Junior Demari Simpkins and sophomore Samson Nacua each had 29 catches for 354 and 294 yards, respectively.

“Demari, he’s been a leader since his freshman year,” Holliday said, echoing what Simpkins told reporters earlier in practice.

“I always see myself as a leader,” Simpkins said. “As soon as I stepped foot on campus my freshman year, I saw myself as a leader. That’s who I am.”

Another player pointed out as a leader is the group’s only senior, Field, who had just two catches last season, but has been impressive in spring ball.

Redshirt freshman Bronson Boyd, who originally signed with Texas Tech out of high school, has impressed with his speed and athleticism.

The group will be bolstered by the addition of returned missionary Britain Covey, who will enter his sophomore season with high expectations after a spectacular freshman season, and four-star recruit Solomon Enis (Arizona), who had more than 1,000 yards receiving as a junior and 820 as a senior.

Simpkins said that while the competition is fierce, the friendship between the young men binds them together. “We love each other,” Simpkins said. “We try to help each other every day on the field, in the film room, and it’s just all love in the room — no individuals. We’re all competing, but at the same time, we help each other. We’ve all got to be as good as each other.”

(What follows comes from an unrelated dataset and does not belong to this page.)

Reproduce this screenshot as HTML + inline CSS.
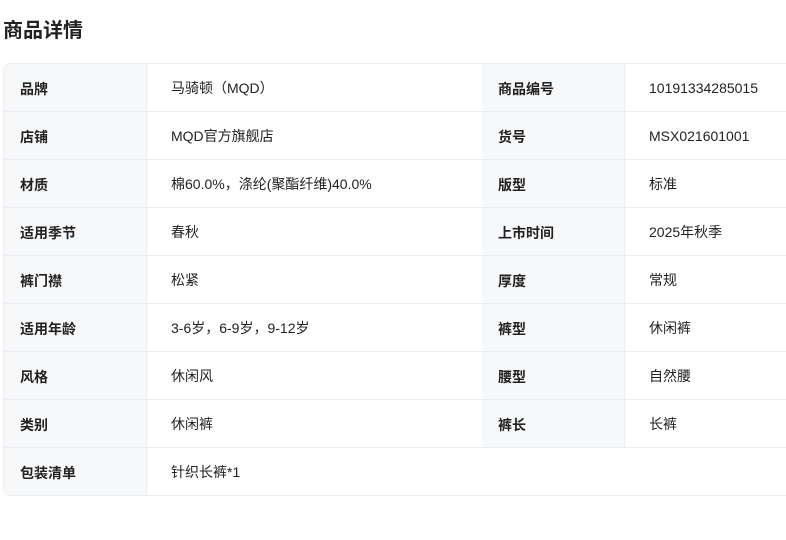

He and several other receivers said they are playing better as a unit this spring than they did last year at this time.

“Last year we were just learning the offense,” Simpkins said. “This year, we’re getting the hang of it.” Wilson said the receivers don’t see the calls for them to improve as added pressure.

“It’s like an opportunity,” he said. “You go out there and do your thing. Every single challenge is an opportunity to show someone what you’ve got.”

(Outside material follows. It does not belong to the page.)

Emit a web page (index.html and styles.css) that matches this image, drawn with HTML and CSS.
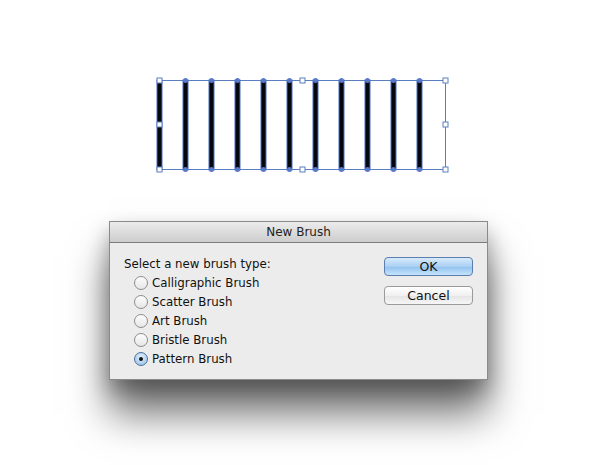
FILE: index.html
```
<!DOCTYPE html>
<html>
<head>
	<meta charset="utf-8">
	<title>New Brush</title>
	<link rel="stylesheet" href="styles.css">
</head>
<body>
	<div class="page">
		<!-- 选中的图案 -->
		<svg class="art" width="305" height="110" viewBox="0 0 305 110">
			<rect class="bbox" x="9.5" y="10.5" width="286" height="89"></rect>
			<g class="bars">
				<rect x="7" y="10" width="5" height="90"></rect>
				<rect x="33" y="10" width="5" height="90"></rect>
				<rect x="59" y="10" width="5" height="90"></rect>
				<rect x="85" y="10" width="5" height="90"></rect>
				<rect x="111" y="10" width="5" height="90"></rect>
				<rect x="137" y="10" width="5" height="90"></rect>
				<rect x="163" y="10" width="5" height="90"></rect>
				<rect x="189" y="10" width="5" height="90"></rect>
				<rect x="215" y="10" width="5" height="90"></rect>
				<rect x="241" y="10" width="5" height="90"></rect>
				<rect x="267" y="10" width="5" height="90"></rect>
			</g>
			<g class="dots">
				<circle cx="35.5" cy="10.5" r="2.5"></circle><circle cx="35.5" cy="99.5" r="2.5"></circle>
				<circle cx="61.5" cy="10.5" r="2.5"></circle><circle cx="61.5" cy="99.5" r="2.5"></circle>
				<circle cx="87.5" cy="10.5" r="2.5"></circle><circle cx="87.5" cy="99.5" r="2.5"></circle>
				<circle cx="113.5" cy="10.5" r="2.5"></circle><circle cx="113.5" cy="99.5" r="2.5"></circle>
				<circle cx="139.5" cy="10.5" r="2.5"></circle><circle cx="139.5" cy="99.5" r="2.5"></circle>
				<circle cx="165.5" cy="10.5" r="2.5"></circle><circle cx="165.5" cy="99.5" r="2.5"></circle>
				<circle cx="191.5" cy="10.5" r="2.5"></circle><circle cx="191.5" cy="99.5" r="2.5"></circle>
				<circle cx="217.5" cy="10.5" r="2.5"></circle><circle cx="217.5" cy="99.5" r="2.5"></circle>
				<circle cx="243.5" cy="10.5" r="2.5"></circle><circle cx="243.5" cy="99.5" r="2.5"></circle>
				<circle cx="269.5" cy="10.5" r="2.5"></circle><circle cx="269.5" cy="99.5" r="2.5"></circle>
			</g>
			<g class="handles">
				<rect x="7" y="8" width="5" height="5"></rect>
				<rect x="150" y="8" width="5" height="5"></rect>
				<rect x="293" y="8" width="5" height="5"></rect>
				<rect x="7" y="52" width="5" height="5"></rect>
				<rect x="293" y="52" width="5" height="5"></rect>
				<rect x="7" y="97" width="5" height="5"></rect>
				<rect x="150" y="97" width="5" height="5"></rect>
				<rect x="293" y="97" width="5" height="5"></rect>
			</g>
		</svg>

		<div class="dialog">
			<div class="title_bar">New Brush</div>
			<div class="dialog_body">
				<div class="options">
					<p class="prompt">Select a new brush type:</p>
					<ul class="radio_list">
						<li><span class="radio"></span>Calligraphic Brush</li>
						<li><span class="radio"></span>Scatter Brush</li>
						<li><span class="radio"></span>Art Brush</li>
						<li><span class="radio"></span>Bristle Brush</li>
						<li><span class="radio checked"></span>Pattern Brush</li>
					</ul>
				</div>
				<div class="buttons">
					<button class="btn btn_ok">OK</button>
					<button class="btn">Cancel</button>
				</div>
			</div>
		</div>
	</div>
</body>
</html>
```

FILE: styles.css
```
*{margin: 0; padding: 0; box-sizing: border-box;}
ul,li{list-style: none;}
body{background: #fff; font-family: "DejaVu Sans", "Liberation Sans", sans-serif; color: #111;}
.page{padding-top: 70px; height: 465px; overflow: hidden;}

/* 图案 */
.art{display: block; margin-left: 150px;}
.art .bbox{fill: none; stroke: #5a7fc0; stroke-width: 1;}
.art .bars rect{fill: #05070f; stroke: #4a6cc0; stroke-width: 1;}
.art .dots circle{fill: #5878c8;}
.art .handles rect{fill: #fff; stroke: #5a7fc0; stroke-width: 1;}

/* 对话框 */
.dialog{width: 379px; margin: 41px 0 0 109px; border: 1px solid #8a8a8a;
	box-shadow: 0 34px 38px rgba(0,0,0,.55), 0 10px 20px rgba(0,0,0,.3);}
.title_bar{height: 21px; line-height: 21px; text-align: center; font-size: 12px; color: #222;
	background: linear-gradient(#ebebeb, #cdcdcd); border-bottom: 1px solid #7c7c7c;}
.dialog_body{background: #ececec; height: 136px; display: flex; justify-content: space-between;
	padding: 13px 14px 0 14px;}
.prompt{font-size: 11.8px; line-height: 16px; margin-bottom: 1px;}
.radio_list{padding-left: 10px;}
.radio_list li{display: flex; align-items: center; height: 19px; font-size: 11.8px;}
.radio{width: 14px; height: 14px; border-radius: 50%; margin-right: 4px;
	border: 1px solid #8c8c8c; background: linear-gradient(#fdfdfd, #e6e6e6);
	display: flex; align-items: center; justify-content: center;}
.radio.checked{border-color: #4f6f9e; background: radial-gradient(circle at 50% 35%, #e3f0fb, #8ebde8);}
.radio.checked::after{content: ""; width: 4px; height: 4px; border-radius: 50%; background: #111;}

.buttons{display: flex; flex-direction: column; gap: 10px; padding-top: 1px;}
.btn{width: 89px; height: 19px; border-radius: 4px; font: 12.5px "DejaVu Sans", sans-serif; color: #111;
	border: 1px solid #9a9a9a; background: linear-gradient(#ffffff, #f0f0f0 50%, #e4e4e4 51%, #f6f6f6);}
.btn_ok{border-color: #5c7eae; background: linear-gradient(#d8eafa, #a9d0f3 50%, #8fc1ef 51%, #c6e3fb);}
```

Boyd said the energy in the group is uplifting because there are so many leaders.

“There’s just more determination, more focus,” Boyd said. “The leadership is great. They’re on our butts about off the field, in the classroom, and that’s the first step. Take care of that, and then on the field will take care of itself.”

Mariner said the energy has shifted significantly this spring.

“A lot of guys want to prove themselves,” he said. “A lot of guys are hungry. … We’re a bunch of hungry guys willing to do what it takes to show what we can do.”

Holliday said they have set measureable goals, but at the top of the list is fewer drops.

“The goal is to be more mentally tough,” he said, “never be a weak focal point of the team. They’ve really taken strides, and hopefully they can become the focal point, just a contributing part.”

The biggest difference, their coach said, is their mental toughness and ability.

“Practices are much better, and that comes with knowledge,” he said. “Knowledge is confidence. The more confident, the easier it is to play the game. I’m very excited about where we are.”